Breaking the unaccountable power of the FHFA required challenging its structure in court. The Collins v. Mnuchin suit mounted that challenge, and that’s what the Fifth Circuit ruling gives us hope on. The Fifth Circuit opinion is that the FHFA’s structure is unconstitutional.
In this case, the court found that Congress insulated the Fair Housing Finance Agency too much from “meaningful executive oversight,” to the point that the president “could not fulfill his Article II responsibility to ensure the faithful execution of the nation’s laws, thus undermining the separation of powers.”

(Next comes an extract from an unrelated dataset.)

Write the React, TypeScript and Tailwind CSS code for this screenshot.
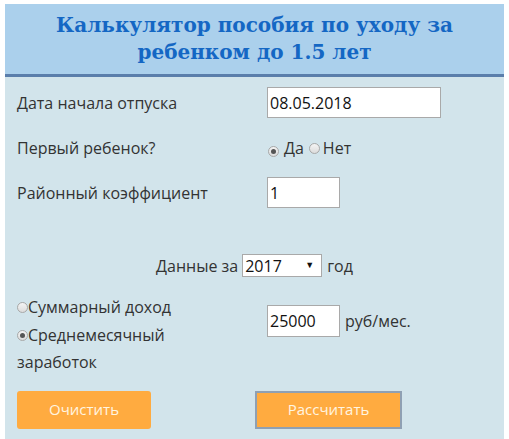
import React from "react";

function Radio({ checked }: { checked?: boolean }) {
  return (
    <span className="inline-flex items-center justify-center w-[11px] h-[11px] rounded-full border border-[#a8a8a8] bg-gradient-to-b from-[#f4f4f4] to-[#dcdcdc] shrink-0">
      {checked && <span className="block w-[5px] h-[5px] rounded-full bg-[#555]" />}
    </span>
  );
}

export default function App() {
  return (
    <div className="w-[509px] h-[439px] bg-white overflow-hidden" style={{ fontFamily: '"Open Sans", sans-serif' }}>
      <div className="ml-[5px] mt-[4px] w-[499px] h-[435px] bg-[#d2e4eb] text-[#333] text-[16px]">
        <div className="h-[73px] bg-[#abd0ec] border-b-[3px] border-[#5a7eab] flex flex-col items-center justify-center">
          <div
            className="text-[#1467c4] text-[20px] font-bold leading-[27px] text-center"
            style={{ fontFamily: '"DejaVu Serif", serif' }}
          >
            Калькулятор пособия по уходу за
            <br />
            ребенком до 1.5 лет
          </div>
        </div>
        <div className="px-[12px]">
          <div className="mt-[10px] flex items-center h-[31px]">
            <div className="w-[250px]">Дата начала отпуска</div>
            <div className="w-[174px] h-[31px] bg-white border border-[#a9a9a9] flex items-center px-[2px] text-[16px] text-[#111]">
              08.05.2018
            </div>
          </div>
          <div className="flex items-center h-[59px]">
            <div className="w-[250px]">Первый ребенок?</div>
            <div className="flex items-center">
              <span className="ml-[1px]"><Radio checked /></span>
              <span className="ml-[5px]">Да</span>
              <span className="ml-[5px]"><Radio /></span>
              <span className="ml-[3px]">Нет</span>
            </div>
          </div>
          <div className="flex items-center h-[31px]">
            <div className="w-[250px]">Районный коэффициент</div>
            <div className="w-[73px] h-[31px] bg-white border border-[#a9a9a9] flex items-center px-[2px] text-[16px] text-[#111]">
              1
            </div>
          </div>
          <div className="mt-[46px] h-[23px] flex items-center justify-center">
            <span>Данные за</span>
            <div className="relative ml-[4px] w-[80px] h-[23px] bg-white border border-[#a9a9a9] flex items-center px-[2px] text-[16px] text-[#111]">
              2017
              <span className="absolute right-[7px] top-[3px] text-[9px] text-[#111]">▼</span>
            </div>
            <span className="ml-[5px]">год</span>
          </div>
          <div className="mt-[17px] flex items-center">
            <div className="w-[250px] leading-[27.5px]">
              <div className="flex items-center">
                <Radio />
                <span>Суммарный доход</span>
              </div>
              <div className="flex items-center">
                <Radio checked />
                <span>Среднемесячный</span>
              </div>
              <div>заработок</div>
            </div>
            <div className="flex items-center -mt-[28px]">
              <div className="w-[73px] h-[32px] bg-white border border-[#a9a9a9] flex items-center px-[2px] text-[16px] text-[#111]">
                25000
              </div>
              <span className="ml-[5px]">руб/мес.</span>
            </div>
          </div>
          <div className="mt-[14px] flex items-center">
            <div className="w-[238px]">
              <button className="w-[134px] h-[38px] rounded-[3px] bg-[#ffab40] text-[#fff5e1] text-[15px]">
                Очистить
              </button>
            </div>
            <button className="w-[147px] h-[38px] bg-[#ffab40] border-2 border-[#8fa0b3] text-[#fff5e1] text-[15px]">
              Рассчитать
            </button>
          </div>
        </div>
      </div>
    </div>
  );
}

This is good news for a negative trend in agency structures across the board, and it’s good news for the specific case of the FHFA and its Net Worth Sweeps. It’s past time to cut this little agency down to size and make it accountable. It’s way past time to rectify the problem of using assessments and fines to create slush funds for the federal executive. The Fifth Circuit ruling on Collins v. Mnuchin will help Congress and President Trump do both.
It is unlikely (although I haven’t seen a statement on it) that “Mnuchin” – i.e., the Trump Treasury Department – will appeal the Fifth Circuit ruling. This is a win for integrity and accountability in government operation.
It was bolstered in June, in fact, by a ruling from a federal district judge that the unaccountable structure of the largely similar CFPB is also unconstitutional.
The trend in these exceptionally important but under-the-radar developments has thus turned positive almost overnight.
Regarding the FHFA, the obscure agency behind the biggest slush-fund stockpile of all, Seibler concludes with this obvious summation:
As a result, the president will soon be able to tell the agency’s director, “You’re fired.”